When people describe a period of time as a "golden age" (in most other contexts), they are normally talking about what they regard as a pinnacle of achievement in whatever field they are referring to. But when we look back now at the works of SF produced in this period, would anyone realistically make the case that this period of time (1938 to 1946) really was anything close to what we might call a golden age? SF written after this period continued to become more prolific and, I would argue, better.

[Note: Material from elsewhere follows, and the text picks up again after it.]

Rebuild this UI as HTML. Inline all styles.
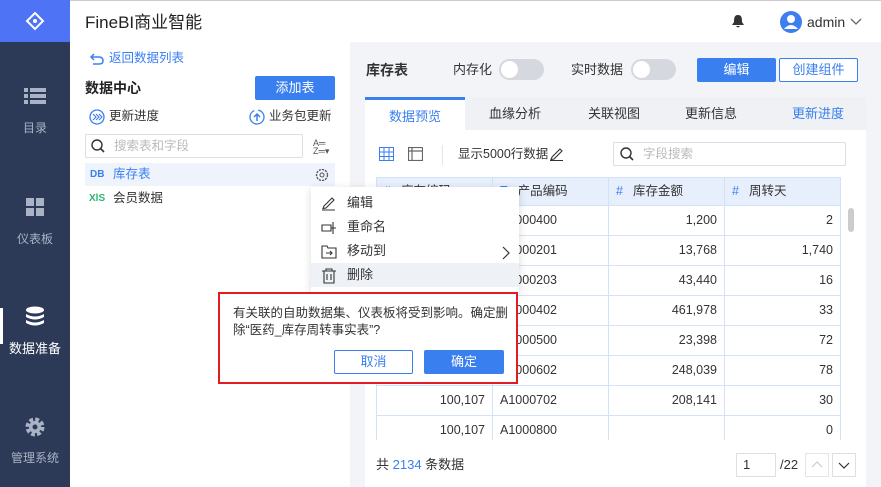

It seems to me that most adherents of referring to this period as a "golden age" are merely redefining what we normally mean by this term.
 
When people describe a period of time as a "golden age" (in most other contexts), they are normally talking about what they regard as a pinnacle of achievement in whatever field they are referring to. But when we look back now at the works of SF produced in this period, would anyone realistically make the case that this period of time (1938 to 1946) really was anything close to what we might call a golden age? SF written after this period continued to become more prolific and, I would argue, better.

It seems to me that most adherents of referring to this period as a "golden age" are merely redefining what we normally mean by this term.
It's rather like critical inertia. Because it was called the golden age in the '60s and thereafter, that moniker has stuck. You could make a stronger case for the '60s into the '70s being a golden age as s.f. grew more sophisticated and literate.
 
In comics the Golden Age is 1938-1956 with the creation of many of the defining characters and tropes of the medium at a time when the readership of comics was astronomical. You had all these periodicals with Batman, Superman, Wonder woman, The Flash, The Green Lantern and so on.

I'd say it was a similar period for sci-fi with astounding sci-fi and the other sci-fi / weird fiction magazines being the crucibles for what we think of as Sci-fi, with the biggest cultural impact on thought leaders of the day like Carl Sagan and so on.

I see Golden era Sci-fi as essentially Modernist - interested in the fruits of technology and science. Post-modernist fiction of the New Wave sci-fi era of the 60's and 70's sparked an exploration of society, psychology, sexuality, the environment and drugs.
 
Will people in 500 or 600 years time still call this period 'the golden age'? There are bound to be eras to come when science fiction and fantasy are redefined to accommodate the period in which they are set.

As I mentioned a while ago, I think that 'golden eras' are very much a personal thing; when the thing that we love was defined. I think that it would be easier, and probably more accurate to say it was 'a' golden age rather than 'the' golden age. For sure there will be others.
 
I suspect the range will increase and perhaps the entire 20th century would be called the golden age

I wonder if Warhammer 40K books will get recognition. its some the best military science fiction ever written.
 
I wonder if Warhammer 40K books will get recognition. its some the best military science fiction ever written.
I'll never know because I would never read them. I just assume (probably unfairly) that anything written as a tie in with some IP is just a cash grab.